Upgraded bond ratings on about $136 million of Gilbert's municipal debt reflect the town's prudent financial planning and an improving local economy and could save taxpayers money, officials say.
Standard & Poor's Rating Services' recent elevation of bond ratings on debt used to pay for streets, utilities and other public facilities in Gilbert will help reduce the town's cost for service going forward, according to town officials.
Gilbert recently sold about $17 million in bonds to refinance existing debt in a move that will save taxpayers more than $1 million, officials said. In conjunction with the sale, S&P upgraded the town's "street and highway user revenue debt" rating to "AA" from "AA-".
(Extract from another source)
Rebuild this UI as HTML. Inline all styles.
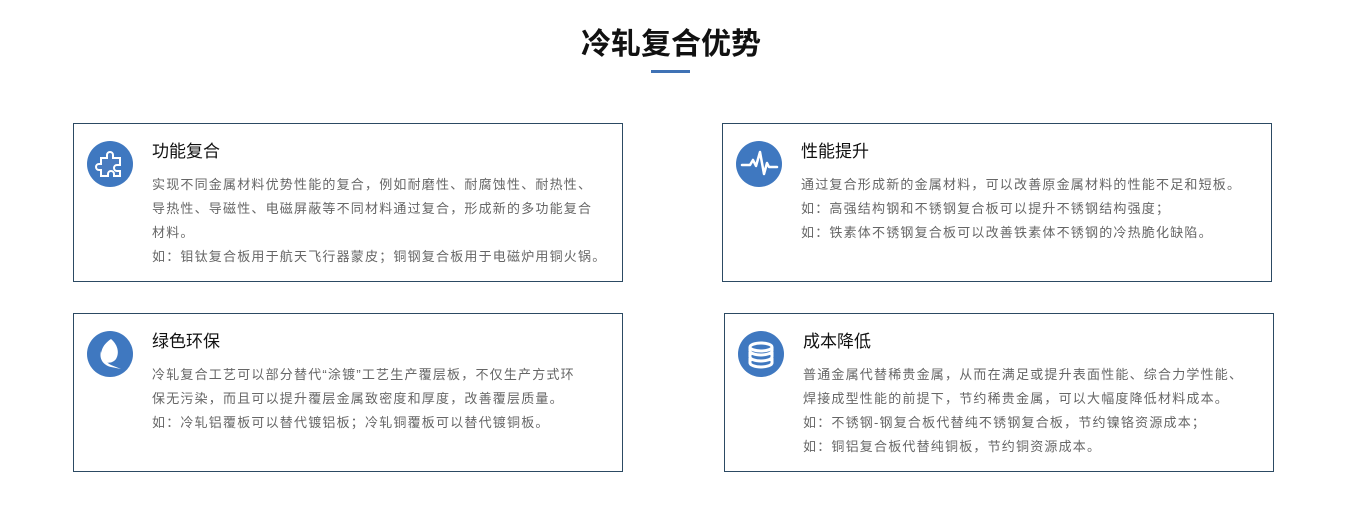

The credit-rating agency also elevated its rating on $118.9 million in public facilities bonds, from "A+" to "AA-."
"Bond ratings have a very direct impact on the costs of providing services and secure us lower interest rates, making our capital projects ... cost less," town Manager Patrick Banger said in a press release.
Unlike the national government, municipal debt typically does not pay for day-to-day operations, according to the Arizona League of Cities and Towns. Nearly all local debt is long-term and payments are predictable, the league says.
Credit agencies take a variety of factors into account when issuing a rating, including demographics, which are favorable in Gilbert, officials have said.
The median household income in Gilbert is about $80,000, and nearly 40 percent of residents have at least a bachelor's degree, according to U.S. Census Bureau statistics. Both figures are well above the national average.